Wednesday, January 27, 2010

Woody on BLACK JESUS

From: GOAL DUST
by Woody Strode and Sam Young

Well, thank you, Italy. I've spent a lot of time over there, and made a lot of Italian pictures. The first was SEDUTO ALLA SUA DESTRA; SEATED AT HIS RIGHT. From there I went to C'ERA UNA VOLTA IL WEST; ONCE UPON A TIME IN THE WEST. After that, the Italians just beat a path to my door carryin' a bag full of money. I ended up living in Rome from 1969 through 1971, and in all that time, I never learned to speak Italian. The Italians never cared that I learn their language. But they made a star out of me, and for that I'll always be grateful. For me, Italy was the promised land.
It was 1968 when a director named Valerio Zurlini hired me to star in SEATED AT HIS RIGHT. Zurlini was a short man with sandy-colored hair from northern Italy. He was an artist and a poet. He'd make a picture every three or four years just like it was a painting or a sculpture.
SEATED AT HIS RIGHT is a biblical reference to Christ when he said to the priest Caiaphas, "Hereafter, shall you see the Son of man sitting on the right hand of power, and coming into the clouds of heaven." Originally, the film was supposed to be a forty-minute segment for a five-part film called RAGE IN LOVE, but Zurlini must have found some extra passion for the story because he blew it up into a full-length feature.
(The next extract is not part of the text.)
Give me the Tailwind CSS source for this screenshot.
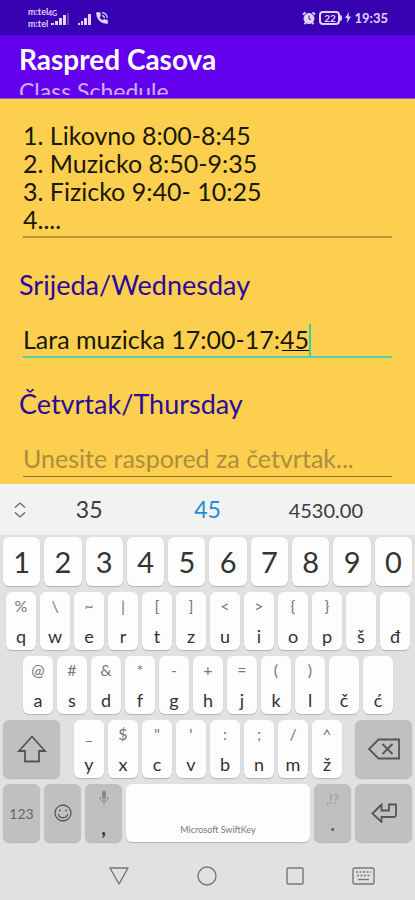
<!DOCTYPE html>
<html lang="bs">
<head>
<meta charset="utf-8">
<meta name="viewport" content="width=device-width, initial-scale=1">
<title>Raspred Casova</title>
<script src="https://cdn.jsdelivr.net/npm/@tailwindcss/browser@4"></script>
</head>
<body class="min-h-screen flex flex-col bg-[#e1e1e1] font-['Lato','Noto_Sans',sans-serif] text-[#333]">

<!-- System status bar -->
<div class="h-[35px] shrink-0 bg-[#3700b0] flex items-center justify-between pl-7 pr-[27px] text-[#e0d4fa]">
  <div class="flex items-center">
    <div class="flex flex-col text-[9px] leading-3 font-bold"><span>m:tel</span><span>m:tel</span></div>
    <svg class="w-[22px] h-5" viewBox="0 0 22 20" fill="currentColor" aria-hidden="true">
      <text x="0" y="8" font-size="7" font-weight="700">4G</text>
      <path d="M3 15h3v2H3zM7 13h3v4H7zM11 10h3v7h-3zM15 7h3v10h-3z"/><path opacity=".3" d="M19 5h2v12h-2z"/>
    </svg>
    <svg class="w-[14px] h-5 ml-2" viewBox="0 0 14 20" fill="currentColor" aria-hidden="true">
      <path d="M0 15h2v2H0zM3 13h2v4H3zM6 10h3v7H6zM10 6h3v11h-3z"/>
    </svg>
    <svg class="w-[14px] h-[14px] ml-[3px]" viewBox="0 0 24 24" fill="currentColor" aria-hidden="true">
      <path stroke="currentColor" stroke-width="2" d="M20 15.500c-1.200 0-2.400-.2-3.600-.6-.3-.1-.7 0-1 .2l-2.200 2.200c-2.800-1.400-5.100-3.800-6.600-6.600l2.200-2.200c.3-.3.400-.7.200-1-.3-1.100-.5-2.300-.5-3.500 0-.6-.4-1-1-1H4c-.6 0-1 .4-1 1 0 9.400 7.600 17 17 17 .6 0 1-.4 1-1v-3.500c0-.6-.4-1-1-1z"/>
      <path fill="none" stroke="currentColor" stroke-width="2.200" d="M12 8a4 4 0 0 1 4 4M12 3a9 9 0 0 1 9 9"/>
    </svg>
  </div>
  <div class="flex items-center">
    <svg class="w-[14px] h-[14px]" viewBox="0 0 14 14" fill="none" stroke="currentColor" aria-hidden="true">
      <circle cx="7" cy="7.500" r="5" fill="currentColor"/><path stroke-width="2" d="M1 3.500l2.500-2M13 3.500l-2.500-2M2.500 13l1.500-1.500M11.500 13l-1.500-1.500"/><path stroke="#3700b0" d="M7 4.500v3.300l2 1"/>
    </svg>
    <div class="ml-[3px] w-[21px] h-[14px] rounded-[4px] border-2 border-current text-[10px] leading-[10px] text-center font-bold">22</div>
    <div class="w-[2px] h-[6px] bg-current rounded-r"></div>
    <svg class="w-[6px] h-[11px] mx-[3px]" viewBox="0 0 6 11" fill="currentColor" aria-hidden="true"><path d="M4 0L0 6h2.500L2 11l4-6.500H3.500z"/></svg>
    <time class="text-[13px] leading-4 font-bold">19:35</time>
  </div>
</div>

<!-- App bar -->
<header class="h-16 shrink-0 bg-[#6200ee] text-white px-[19px] pt-2 border-b border-[#9a63b8]">
  <h1 class="text-[28px] leading-8 font-bold">Raspred Casova</h1>
  <p class="h-5 overflow-hidden text-[23px] leading-8 text-white/70">Class Schedule</p>
</header>

<!-- Schedule form -->
<main class="shrink-0 bg-[#fcd04e] px-[19px] pt-[22px] pb-[7px] text-[#1a1608]">
  <div class="mx-1">
    <textarea aria-label="Utorak/Tuesday" rows="4" class="block w-full resize-none overflow-hidden outline-none border-b-2 border-[#b8953b] h-[117px] text-[25px] leading-7">1. Likovno 8:00-8:45
2. Muzicko 8:50-9:35
3. Fizicko 9:40- 10:25
4....</textarea>
  </div>
  <label for="wed" class="block mt-[31px] text-[27px] leading-8 text-[#2b0a9c]">Srijeda/Wednesday</label>
  <div class="mx-1 mt-5 border-b-2 border-[#4fd3a5] h-[37px]">
    <div class="relative w-fit">
      <input id="wed" type="text" value="Lara muzicka 17:00-17:45" class="block field-sizing-content outline-none text-[25px] leading-9 h-9">
      <span class="absolute right-0 bottom-[6px] w-[27px] h-px bg-black"></span>
      <span class="absolute -right-[2px] bottom-[1px] w-[2px] h-8 bg-[#35cfa5]"></span>
    </div>
  </div>
  <label for="thu" class="block mt-[30px] text-[27px] leading-8 text-[#2b0a9c]">Četvrtak/Thursday</label>
  <div class="mx-1 mt-5 border-b border-[#8d7433]">
    <input id="thu" type="text" placeholder="Unesite raspored za četvrtak..." class="block w-full outline-none text-[25px] leading-9 h-9 placeholder:text-[#a98e3f]">
  </div>
</main>

<!-- Keyboard suggestions -->
<div class="h-[51px] shrink-0 bg-[#f2f2f2] flex items-center pl-[14px] pr-[30px] text-[23px] text-[#3c3c3c]">
  <button aria-label="Proširi" class="w-3"><svg class="w-3 h-4" viewBox="0 0 12 16" fill="none" stroke="#666" stroke-width="1.300" aria-hidden="true"><path d="M1 5.500l5-4.500 5 4.500M1 10.500l5 4.500 5-4.500"/></svg></button>
  <div class="flex-1 grid grid-cols-3 items-center pl-1">
    <button>35</button><button class="text-[#1a8fd6]">45</button><button class="text-[20px]">4530.00</button>
  </div>
</div>

<!-- Keyboard -->
<div class="pt-[2px] shrink-0 flex flex-col gap-[6px] [&_button]:rounded-[6px] [&_button]:shadow-[0_1px_1px_rgba(0,0,0,0.2)]">
  <div class="grid grid-cols-10 gap-1 px-[3px] text-[29px] [&>button]:h-[49px] [&>button]:bg-[#fdfdfd]">
    <button>1</button><button>2</button><button>3</button><button>4</button><button>5</button><button>6</button><button>7</button><button>8</button><button>9</button><button>0</button>
  </div>
  <div class="grid grid-cols-12 gap-1 pl-[6px] pr-[5px] text-[18px] [&>button]:h-[58px] [&>button]:bg-[#fdfdfd] [&>button]:flex [&>button]:flex-col [&>button]:items-center [&>button]:pt-1 [&_span]:h-7 [&_span]:text-[16px] [&_span]:leading-5 [&_span]:text-[#777]">
    <button><span>%</span>q</button><button><span>\</span>w</button><button><span>~</span>e</button><button><span>|</span>r</button><button><span>[</span>t</button><button><span>]</span>z</button><button><span>&lt;</span>u</button><button><span>&gt;</span>i</button><button><span>{</span>o</button><button><span>}</span>p</button><button><span></span>š</button><button><span></span>đ</button>
  </div>
  <div class="grid grid-cols-11 gap-1 pl-[23px] pr-[22px] text-[18px] [&>button]:h-[58px] [&>button]:bg-[#fdfdfd] [&>button]:flex [&>button]:flex-col [&>button]:items-center [&>button]:pt-1 [&_span]:h-7 [&_span]:text-[16px] [&_span]:leading-5 [&_span]:text-[#777]">
    <button><span>@</span>a</button><button><span>#</span>s</button><button><span>&amp;</span>d</button><button><span>*</span>f</button><button><span>-</span>g</button><button><span>+</span>h</button><button><span>=</span>j</button><button><span>(</span>k</button><button><span>)</span>l</button><button><span></span>č</button><button><span></span>ć</button>
  </div>
  <div class="flex px-[3px] text-[18px]">
    <button aria-label="Shift" class="w-[57px] h-[58px] bg-[#c0c0c0] flex items-center justify-center"><svg class="w-[30px] h-7" viewBox="0 0 30 28" fill="none" stroke="#555" stroke-width="1.800" aria-hidden="true"><path d="M15 1.500L28 16h-6v10.500H8V16H2z"/></svg></button>
    <div class="flex-1 ml-[14px] mr-[13px] grid grid-cols-8 gap-1 [&>button]:h-[58px] [&>button]:bg-[#fdfdfd] [&>button]:flex [&>button]:flex-col [&>button]:items-center [&>button]:pt-1 [&_span]:h-7 [&_span]:text-[16px] [&_span]:leading-5 [&_span]:text-[#777]">
      <button><span>_</span>y</button><button><span>$</span>x</button><button><span>"</span>c</button><button><span>'</span>v</button><button><span>:</span>b</button><button><span>;</span>n</button><button><span>/</span>m</button><button><span>^</span>ž</button>
    </div>
    <button aria-label="Obriši" class="w-[57px] h-[58px] bg-[#c0c0c0] flex items-center justify-center"><svg class="w-[34px] h-[22px]" viewBox="0 0 34 22" fill="none" stroke="#555" stroke-width="1.800" aria-hidden="true"><path d="M11.500 1.500H32v19H11.500L2 11zM15.500 6l10 10M25.500 6l-10 10"/></svg></button>
  </div>
  <div class="flex gap-1 px-[3px] [&>button]:h-[58px]">
    <button class="w-[37px] bg-[#c0c0c0] text-[14px] text-[#666]">123</button>
    <button aria-label="Emoji" class="w-[37px] bg-[#c0c0c0] flex items-center justify-center"><svg class="w-[18px] h-[18px]" viewBox="0 0 18 18" fill="none" stroke="#555" stroke-width="1.300" aria-hidden="true"><circle cx="9" cy="9" r="8"/><path d="M4.500 10c.5 5 8.500 5 9 0"/><circle cx="6" cy="6.500" r=".9" fill="#555" stroke="none"/><circle cx="12" cy="6.500" r=".9" fill="#555" stroke="none"/></svg></button>
    <button aria-label="Zarez" class="w-[37px] bg-[#c0c0c0] flex flex-col items-center pt-[6px] text-[20px]"><svg class="w-[10px] h-[15px] mb-3" viewBox="0 0 10 15" fill="none" stroke="#888" aria-hidden="true"><rect x="3.500" y="1" width="3" height="8" rx="1.500" fill="#888"/><path d="M.7 7c0 5.500 8.600 5.500 8.600 0M5 11v4"/></svg><b class="leading-5">,</b></button>
    <button class="flex-1 bg-[#fdfdfd] flex items-end justify-center pb-[6px] text-[9px] leading-3 text-[#777]">Microsoft SwiftKey</button>
    <button class="w-[37px] bg-[#c0c0c0] flex flex-col items-center pt-[5px] text-[20px] text-[#666]"><span class="text-[14px] leading-5 h-6 text-[#999]">,!?</span><b class="leading-5">.</b></button>
    <button aria-label="Enter" class="w-[57px] bg-[#c0c0c0] flex items-center justify-center"><svg class="w-[26px] h-[20px]" viewBox="0 0 26 20" fill="none" stroke="#555" stroke-width="1.800" aria-hidden="true"><path d="M1.500 10.500L10.500 1.500V7.500H18V1.500H25V11.500Q25 14 22.500 14H10.500V19z"/></svg></button>
  </div>
</div>

<!-- System navigation -->
<nav class="flex-1 min-h-14 flex items-center pt-[10px] pl-[109px] pr-10 justify-between">
  <button aria-label="Nazad"><svg class="w-5 h-[18px]" viewBox="0 0 20 18" fill="none" stroke="#777" stroke-width="1.400" stroke-linejoin="round" aria-hidden="true"><path d="M1 1h18l-9 16z"/></svg></button>
  <button aria-label="Početna" class="ml-5"><svg class="w-5 h-5" viewBox="0 0 20 20" fill="none" stroke="#777" stroke-width="1.400" aria-hidden="true"><circle cx="10" cy="10" r="9"/></svg></button>
  <button aria-label="Nedavno" class="ml-5"><svg class="w-[18px] h-[18px]" viewBox="0 0 18 18" fill="none" stroke="#777" stroke-width="1.400" aria-hidden="true"><rect x="1" y="1" width="16" height="16" rx="1"/></svg></button>
  <button aria-label="Tastatura"><svg class="w-[23px] h-[18px]" viewBox="0 0 23 18" fill="none" stroke="#777" stroke-width="1.400" aria-hidden="true"><rect x="1" y="1" width="21" height="16" rx="1.500"/><path stroke-dasharray="2 1.500" d="M4 5h15M5 8.500h13"/><path d="M6 12.500h11"/></svg></button>
</nav>
</body>
</html>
It became Italy's official entry at the Cannes Film Festival.
In the movie, I play a Christ-like character who tries to establish peaceful reform within an unnamed African country that's controlled by an overbearing white rule. I travel from village to village preaching to the people. I tell them, "As long as we are united we cannot be defeated, they know this and this is why they will try and infiltrate among you setting brother against brother, and relying on your greed."
The government arrests me for being a revolutionary and orders me to sign papers that would make me forsake my teachings. I refuse. They begin to torture me; I suffer and anguish. They nail my hands to a table. They beat me until I lose my sight. My left side is pierced. The life slowly drains out of me. My face is twisted in pain, and my legs go limp as they drag me from the interrogation room back to my cell. The violence is unbelievable.
Zurlini was trying to show the total devotion to violence of the men who were torturing me, and the horrors of a dictator-style government. For a good third of the film I anguish in pain, and that was probably my most difficult performance ever. The courtroom scene in SERGEANT RUTLEDGE was probably my most emotional scene, but SEATED AT HIS RIGHT had the most sustained emotion. And Zurlini was a good director; he got everything out of me.
We shot the film inside an old warehouse in Rome. The Italians are great set designers, and they built everything we needed. Most of the movie takes place in my prison cell, but all of the exteriors were also done on stage. It took about ten days to shoot the whole thing, and right after I got finished was when Sergio Leone came after me to star in the opening scene of ONCE UPON A TIME IN THE WEST.